- BRIEF:
Please determine how many lines of the material include the word "styles", and respond with nothing but that number.

>> START

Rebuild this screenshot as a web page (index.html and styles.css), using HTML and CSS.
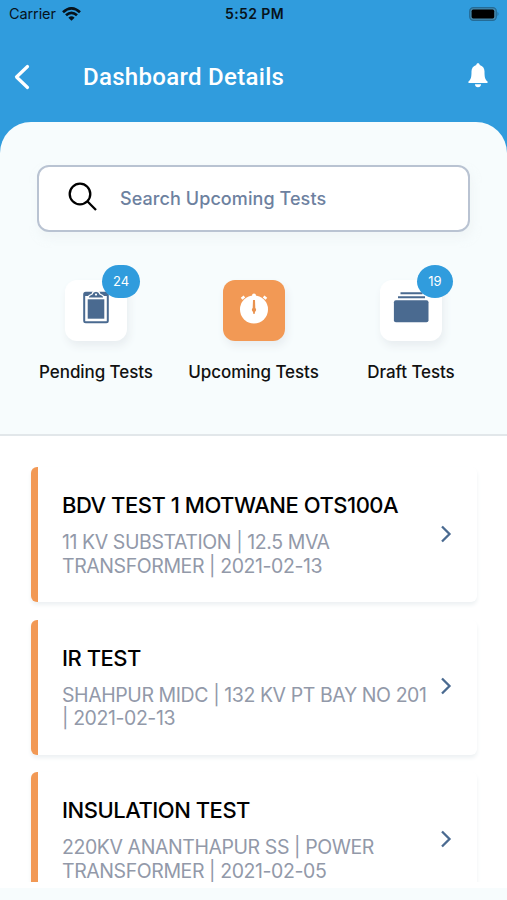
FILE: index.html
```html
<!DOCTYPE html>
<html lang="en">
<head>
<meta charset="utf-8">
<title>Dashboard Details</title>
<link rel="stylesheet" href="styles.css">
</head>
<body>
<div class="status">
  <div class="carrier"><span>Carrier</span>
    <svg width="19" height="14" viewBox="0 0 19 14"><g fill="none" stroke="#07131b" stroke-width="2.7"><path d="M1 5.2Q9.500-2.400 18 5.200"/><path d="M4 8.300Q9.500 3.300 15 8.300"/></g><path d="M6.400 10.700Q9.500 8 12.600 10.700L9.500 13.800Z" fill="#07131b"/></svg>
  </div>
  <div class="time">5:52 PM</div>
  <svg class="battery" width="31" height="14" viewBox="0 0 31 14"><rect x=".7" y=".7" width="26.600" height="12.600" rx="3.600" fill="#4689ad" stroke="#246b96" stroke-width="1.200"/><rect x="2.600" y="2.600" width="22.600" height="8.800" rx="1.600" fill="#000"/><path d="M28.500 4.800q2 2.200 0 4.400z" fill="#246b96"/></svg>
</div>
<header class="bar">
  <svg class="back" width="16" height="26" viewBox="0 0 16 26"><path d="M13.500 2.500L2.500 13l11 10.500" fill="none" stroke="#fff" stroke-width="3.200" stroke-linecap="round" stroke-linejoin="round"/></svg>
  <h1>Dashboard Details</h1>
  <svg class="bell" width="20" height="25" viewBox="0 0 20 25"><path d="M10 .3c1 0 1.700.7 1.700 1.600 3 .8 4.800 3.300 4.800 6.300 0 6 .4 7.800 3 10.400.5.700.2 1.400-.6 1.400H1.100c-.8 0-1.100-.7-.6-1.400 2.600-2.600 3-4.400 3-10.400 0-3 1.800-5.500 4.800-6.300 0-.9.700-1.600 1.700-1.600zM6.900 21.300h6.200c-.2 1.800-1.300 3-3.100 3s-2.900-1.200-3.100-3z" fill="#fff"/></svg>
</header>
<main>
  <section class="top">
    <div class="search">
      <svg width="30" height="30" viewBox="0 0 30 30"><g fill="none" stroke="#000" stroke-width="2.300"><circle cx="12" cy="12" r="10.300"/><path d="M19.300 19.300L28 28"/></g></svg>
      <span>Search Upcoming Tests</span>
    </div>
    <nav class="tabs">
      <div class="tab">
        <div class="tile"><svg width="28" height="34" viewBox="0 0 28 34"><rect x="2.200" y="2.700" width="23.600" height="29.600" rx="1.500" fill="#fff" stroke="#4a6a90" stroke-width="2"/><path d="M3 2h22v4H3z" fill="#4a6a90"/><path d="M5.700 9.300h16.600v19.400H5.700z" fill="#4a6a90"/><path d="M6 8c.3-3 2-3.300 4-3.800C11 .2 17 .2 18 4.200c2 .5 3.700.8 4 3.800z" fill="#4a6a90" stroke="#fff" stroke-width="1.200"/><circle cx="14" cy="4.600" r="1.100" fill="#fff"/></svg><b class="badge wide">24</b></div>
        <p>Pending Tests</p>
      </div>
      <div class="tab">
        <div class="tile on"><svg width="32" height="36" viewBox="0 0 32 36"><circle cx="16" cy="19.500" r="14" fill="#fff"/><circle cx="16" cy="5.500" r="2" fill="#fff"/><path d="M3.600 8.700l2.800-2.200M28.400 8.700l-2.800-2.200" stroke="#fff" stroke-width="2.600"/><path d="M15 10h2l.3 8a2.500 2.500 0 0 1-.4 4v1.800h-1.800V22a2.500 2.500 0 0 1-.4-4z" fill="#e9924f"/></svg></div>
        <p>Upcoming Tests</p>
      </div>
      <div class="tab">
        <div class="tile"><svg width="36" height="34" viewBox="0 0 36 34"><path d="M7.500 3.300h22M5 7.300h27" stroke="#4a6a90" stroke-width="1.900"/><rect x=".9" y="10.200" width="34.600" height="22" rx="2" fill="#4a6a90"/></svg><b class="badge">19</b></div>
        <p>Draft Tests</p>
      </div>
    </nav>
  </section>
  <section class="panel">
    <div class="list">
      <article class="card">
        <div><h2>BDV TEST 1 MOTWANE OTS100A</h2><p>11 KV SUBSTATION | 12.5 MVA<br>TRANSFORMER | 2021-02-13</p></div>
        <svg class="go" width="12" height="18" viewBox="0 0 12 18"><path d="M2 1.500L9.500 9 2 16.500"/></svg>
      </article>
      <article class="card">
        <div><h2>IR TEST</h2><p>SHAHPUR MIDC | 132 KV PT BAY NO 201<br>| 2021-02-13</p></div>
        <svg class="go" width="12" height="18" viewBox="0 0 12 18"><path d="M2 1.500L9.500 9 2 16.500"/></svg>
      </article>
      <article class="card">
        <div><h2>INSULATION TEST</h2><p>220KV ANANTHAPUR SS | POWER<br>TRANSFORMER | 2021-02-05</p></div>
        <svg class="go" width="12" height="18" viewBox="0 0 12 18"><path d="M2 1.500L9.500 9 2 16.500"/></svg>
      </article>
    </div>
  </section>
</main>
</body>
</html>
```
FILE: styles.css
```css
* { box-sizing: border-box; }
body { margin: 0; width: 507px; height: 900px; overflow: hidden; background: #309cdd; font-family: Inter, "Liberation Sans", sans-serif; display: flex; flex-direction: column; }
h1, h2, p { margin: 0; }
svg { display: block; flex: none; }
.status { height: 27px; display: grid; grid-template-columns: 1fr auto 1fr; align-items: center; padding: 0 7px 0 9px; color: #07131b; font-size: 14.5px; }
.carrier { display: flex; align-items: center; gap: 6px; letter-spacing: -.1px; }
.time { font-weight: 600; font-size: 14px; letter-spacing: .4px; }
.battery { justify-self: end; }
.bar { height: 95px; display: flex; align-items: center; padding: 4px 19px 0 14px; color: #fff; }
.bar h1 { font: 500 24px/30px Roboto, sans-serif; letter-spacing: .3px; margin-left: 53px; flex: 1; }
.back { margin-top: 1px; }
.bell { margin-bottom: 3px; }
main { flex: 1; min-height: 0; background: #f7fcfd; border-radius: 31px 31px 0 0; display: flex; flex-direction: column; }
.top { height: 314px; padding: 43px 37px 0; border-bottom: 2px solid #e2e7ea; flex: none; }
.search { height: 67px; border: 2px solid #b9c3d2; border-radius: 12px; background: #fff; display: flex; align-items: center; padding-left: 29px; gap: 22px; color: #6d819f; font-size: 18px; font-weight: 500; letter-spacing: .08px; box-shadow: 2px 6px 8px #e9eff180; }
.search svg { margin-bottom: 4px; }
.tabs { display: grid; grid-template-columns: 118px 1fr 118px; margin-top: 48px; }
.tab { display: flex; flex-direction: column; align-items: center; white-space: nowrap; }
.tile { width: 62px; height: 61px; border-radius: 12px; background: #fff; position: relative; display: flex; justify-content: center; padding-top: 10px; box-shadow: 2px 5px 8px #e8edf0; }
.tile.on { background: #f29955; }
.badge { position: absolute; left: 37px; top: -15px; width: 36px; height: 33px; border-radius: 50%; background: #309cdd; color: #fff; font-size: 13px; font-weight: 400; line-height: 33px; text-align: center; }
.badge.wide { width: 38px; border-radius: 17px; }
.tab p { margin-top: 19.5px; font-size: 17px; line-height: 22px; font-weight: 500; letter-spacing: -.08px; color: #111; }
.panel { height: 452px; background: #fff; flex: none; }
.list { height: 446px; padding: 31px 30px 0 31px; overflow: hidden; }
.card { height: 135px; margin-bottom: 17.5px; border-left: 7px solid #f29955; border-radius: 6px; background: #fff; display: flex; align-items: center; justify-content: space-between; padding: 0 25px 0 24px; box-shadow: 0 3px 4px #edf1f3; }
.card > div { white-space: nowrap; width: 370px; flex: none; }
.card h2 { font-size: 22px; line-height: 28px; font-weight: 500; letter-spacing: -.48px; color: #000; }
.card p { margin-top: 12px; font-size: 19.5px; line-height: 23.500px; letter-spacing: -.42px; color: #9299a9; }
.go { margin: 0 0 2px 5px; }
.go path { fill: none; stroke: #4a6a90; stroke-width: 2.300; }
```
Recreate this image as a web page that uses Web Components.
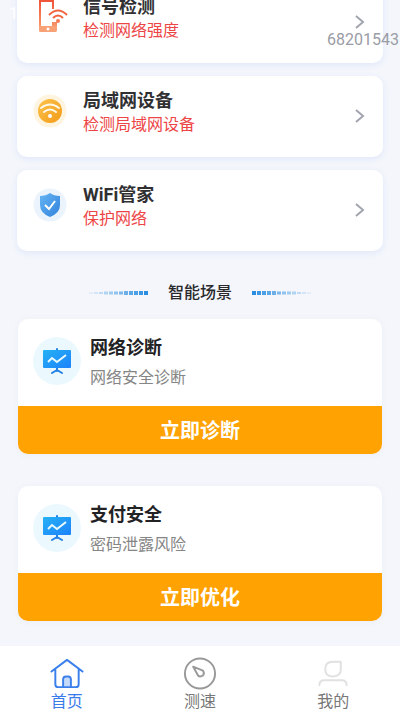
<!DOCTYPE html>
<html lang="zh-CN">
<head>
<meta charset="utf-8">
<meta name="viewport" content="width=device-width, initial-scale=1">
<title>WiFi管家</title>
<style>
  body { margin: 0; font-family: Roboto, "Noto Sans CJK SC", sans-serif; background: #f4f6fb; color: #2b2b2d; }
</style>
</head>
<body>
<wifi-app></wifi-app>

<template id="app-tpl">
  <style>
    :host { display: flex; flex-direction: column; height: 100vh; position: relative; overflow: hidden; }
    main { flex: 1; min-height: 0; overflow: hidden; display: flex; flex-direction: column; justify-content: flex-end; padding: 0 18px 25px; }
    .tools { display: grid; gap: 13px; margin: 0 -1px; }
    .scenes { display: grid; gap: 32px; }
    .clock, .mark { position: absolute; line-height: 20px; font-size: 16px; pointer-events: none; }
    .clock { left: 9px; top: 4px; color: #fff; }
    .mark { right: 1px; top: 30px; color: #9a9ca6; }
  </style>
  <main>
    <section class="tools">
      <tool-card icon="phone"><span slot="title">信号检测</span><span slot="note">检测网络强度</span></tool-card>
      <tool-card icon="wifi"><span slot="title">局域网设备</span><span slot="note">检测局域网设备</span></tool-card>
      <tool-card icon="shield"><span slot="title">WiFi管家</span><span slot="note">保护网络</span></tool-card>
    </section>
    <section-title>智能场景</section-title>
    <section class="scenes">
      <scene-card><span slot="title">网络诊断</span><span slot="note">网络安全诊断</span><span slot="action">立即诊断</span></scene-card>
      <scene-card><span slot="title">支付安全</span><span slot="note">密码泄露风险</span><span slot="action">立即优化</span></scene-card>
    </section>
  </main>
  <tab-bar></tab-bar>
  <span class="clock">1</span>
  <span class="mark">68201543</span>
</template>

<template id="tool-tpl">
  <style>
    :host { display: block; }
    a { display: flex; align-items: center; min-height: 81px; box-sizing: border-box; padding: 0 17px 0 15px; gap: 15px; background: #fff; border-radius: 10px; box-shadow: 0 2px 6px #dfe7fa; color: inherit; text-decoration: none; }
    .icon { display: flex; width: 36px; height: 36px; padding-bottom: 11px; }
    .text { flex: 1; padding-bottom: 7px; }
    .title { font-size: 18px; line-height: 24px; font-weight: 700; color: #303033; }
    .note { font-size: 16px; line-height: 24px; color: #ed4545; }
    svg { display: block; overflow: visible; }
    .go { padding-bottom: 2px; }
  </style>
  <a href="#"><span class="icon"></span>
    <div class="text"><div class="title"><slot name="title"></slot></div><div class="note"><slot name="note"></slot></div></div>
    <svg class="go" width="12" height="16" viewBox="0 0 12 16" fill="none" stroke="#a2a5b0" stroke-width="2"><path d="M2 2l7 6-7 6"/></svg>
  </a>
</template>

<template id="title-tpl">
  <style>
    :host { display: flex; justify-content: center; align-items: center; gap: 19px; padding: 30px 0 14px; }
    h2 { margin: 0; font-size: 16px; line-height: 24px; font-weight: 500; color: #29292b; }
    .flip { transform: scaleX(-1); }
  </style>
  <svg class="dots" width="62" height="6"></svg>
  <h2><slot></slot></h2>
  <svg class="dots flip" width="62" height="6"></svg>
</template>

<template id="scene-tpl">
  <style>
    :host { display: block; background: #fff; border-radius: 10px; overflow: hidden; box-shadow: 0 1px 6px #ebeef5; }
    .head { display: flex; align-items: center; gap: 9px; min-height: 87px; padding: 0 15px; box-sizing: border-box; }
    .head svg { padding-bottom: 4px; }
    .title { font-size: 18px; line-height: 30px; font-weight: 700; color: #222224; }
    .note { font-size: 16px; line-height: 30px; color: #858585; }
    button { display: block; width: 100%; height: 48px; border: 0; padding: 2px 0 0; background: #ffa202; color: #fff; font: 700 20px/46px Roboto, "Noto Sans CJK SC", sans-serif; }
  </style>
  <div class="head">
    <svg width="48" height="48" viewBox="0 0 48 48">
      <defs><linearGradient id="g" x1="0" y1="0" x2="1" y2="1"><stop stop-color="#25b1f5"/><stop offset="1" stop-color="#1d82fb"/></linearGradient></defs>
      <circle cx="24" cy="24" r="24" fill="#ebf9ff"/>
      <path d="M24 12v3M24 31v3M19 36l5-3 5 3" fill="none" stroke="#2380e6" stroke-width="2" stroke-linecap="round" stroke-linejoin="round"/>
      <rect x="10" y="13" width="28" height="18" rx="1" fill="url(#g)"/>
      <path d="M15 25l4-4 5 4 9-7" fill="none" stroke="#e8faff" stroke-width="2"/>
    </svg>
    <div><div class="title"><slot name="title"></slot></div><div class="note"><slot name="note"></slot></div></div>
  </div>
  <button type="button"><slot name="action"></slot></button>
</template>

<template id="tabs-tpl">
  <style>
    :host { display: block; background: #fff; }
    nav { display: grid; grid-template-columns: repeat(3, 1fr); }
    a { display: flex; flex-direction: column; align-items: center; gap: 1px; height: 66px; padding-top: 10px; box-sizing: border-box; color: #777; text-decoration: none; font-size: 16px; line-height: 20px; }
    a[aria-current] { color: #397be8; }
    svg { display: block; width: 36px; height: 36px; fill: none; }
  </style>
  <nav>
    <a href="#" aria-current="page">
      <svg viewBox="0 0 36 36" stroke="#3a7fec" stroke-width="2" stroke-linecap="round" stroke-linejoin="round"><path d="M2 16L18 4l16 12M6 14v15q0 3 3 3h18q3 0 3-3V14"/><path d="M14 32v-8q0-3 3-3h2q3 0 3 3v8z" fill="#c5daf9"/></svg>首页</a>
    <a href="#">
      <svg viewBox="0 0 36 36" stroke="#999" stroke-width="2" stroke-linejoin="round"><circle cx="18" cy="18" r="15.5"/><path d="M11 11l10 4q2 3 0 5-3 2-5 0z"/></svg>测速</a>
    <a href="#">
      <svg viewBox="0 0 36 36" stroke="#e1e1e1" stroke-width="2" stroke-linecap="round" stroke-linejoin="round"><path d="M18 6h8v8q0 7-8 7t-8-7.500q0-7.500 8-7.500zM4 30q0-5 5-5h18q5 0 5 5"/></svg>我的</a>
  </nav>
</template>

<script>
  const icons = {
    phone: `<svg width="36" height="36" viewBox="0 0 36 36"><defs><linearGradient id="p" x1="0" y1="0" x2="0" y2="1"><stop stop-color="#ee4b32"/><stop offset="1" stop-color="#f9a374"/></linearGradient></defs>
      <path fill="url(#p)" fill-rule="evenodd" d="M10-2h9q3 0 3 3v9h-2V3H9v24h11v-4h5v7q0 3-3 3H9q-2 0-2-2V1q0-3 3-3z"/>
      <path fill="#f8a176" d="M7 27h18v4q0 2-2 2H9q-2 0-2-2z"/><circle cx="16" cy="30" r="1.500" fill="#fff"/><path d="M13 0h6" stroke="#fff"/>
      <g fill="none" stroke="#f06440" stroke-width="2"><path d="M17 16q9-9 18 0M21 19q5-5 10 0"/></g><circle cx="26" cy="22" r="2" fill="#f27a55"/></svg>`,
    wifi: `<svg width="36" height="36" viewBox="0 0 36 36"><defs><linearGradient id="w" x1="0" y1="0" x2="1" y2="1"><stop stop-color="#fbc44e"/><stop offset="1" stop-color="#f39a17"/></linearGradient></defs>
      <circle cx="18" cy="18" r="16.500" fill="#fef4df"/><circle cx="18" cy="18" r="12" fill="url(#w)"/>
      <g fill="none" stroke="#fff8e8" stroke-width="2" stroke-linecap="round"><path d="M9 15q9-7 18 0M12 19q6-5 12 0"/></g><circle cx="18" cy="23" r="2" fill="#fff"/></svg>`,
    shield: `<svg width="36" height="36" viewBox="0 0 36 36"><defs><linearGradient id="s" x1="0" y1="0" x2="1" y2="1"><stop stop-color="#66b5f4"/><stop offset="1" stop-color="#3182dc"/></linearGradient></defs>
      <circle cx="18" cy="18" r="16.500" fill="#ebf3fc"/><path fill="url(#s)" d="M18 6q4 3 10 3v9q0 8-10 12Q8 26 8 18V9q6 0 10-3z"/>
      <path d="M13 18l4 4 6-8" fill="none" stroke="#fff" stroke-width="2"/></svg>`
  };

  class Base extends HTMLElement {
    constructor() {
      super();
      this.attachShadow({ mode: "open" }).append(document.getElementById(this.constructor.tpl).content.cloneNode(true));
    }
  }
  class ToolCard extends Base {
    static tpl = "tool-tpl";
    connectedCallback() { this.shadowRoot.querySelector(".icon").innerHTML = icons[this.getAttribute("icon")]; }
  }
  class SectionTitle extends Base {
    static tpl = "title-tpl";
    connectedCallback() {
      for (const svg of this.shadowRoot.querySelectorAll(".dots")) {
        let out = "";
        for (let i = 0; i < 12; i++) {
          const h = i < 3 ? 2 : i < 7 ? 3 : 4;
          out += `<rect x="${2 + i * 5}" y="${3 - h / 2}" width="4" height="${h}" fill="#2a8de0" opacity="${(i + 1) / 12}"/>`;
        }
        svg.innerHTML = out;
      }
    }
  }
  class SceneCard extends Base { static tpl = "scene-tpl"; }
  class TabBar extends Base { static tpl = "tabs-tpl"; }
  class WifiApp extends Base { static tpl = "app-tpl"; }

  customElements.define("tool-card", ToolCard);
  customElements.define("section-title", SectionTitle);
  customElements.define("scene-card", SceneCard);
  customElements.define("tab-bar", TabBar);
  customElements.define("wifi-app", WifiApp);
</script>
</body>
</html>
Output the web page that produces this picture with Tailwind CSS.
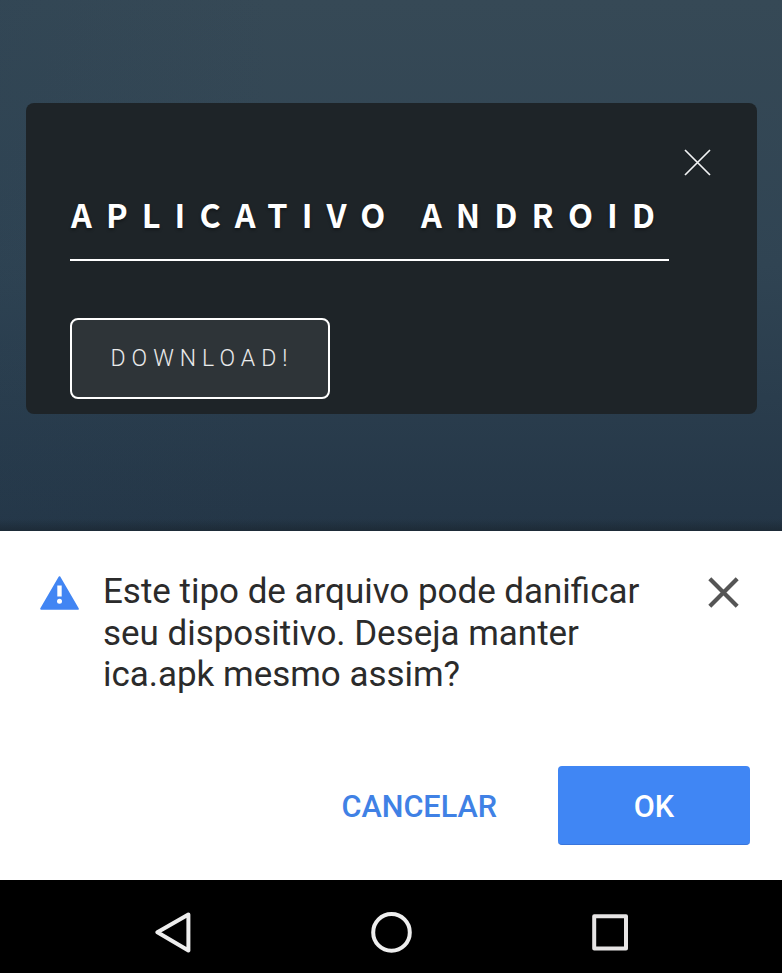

>> END

- RESULT BELOW:
3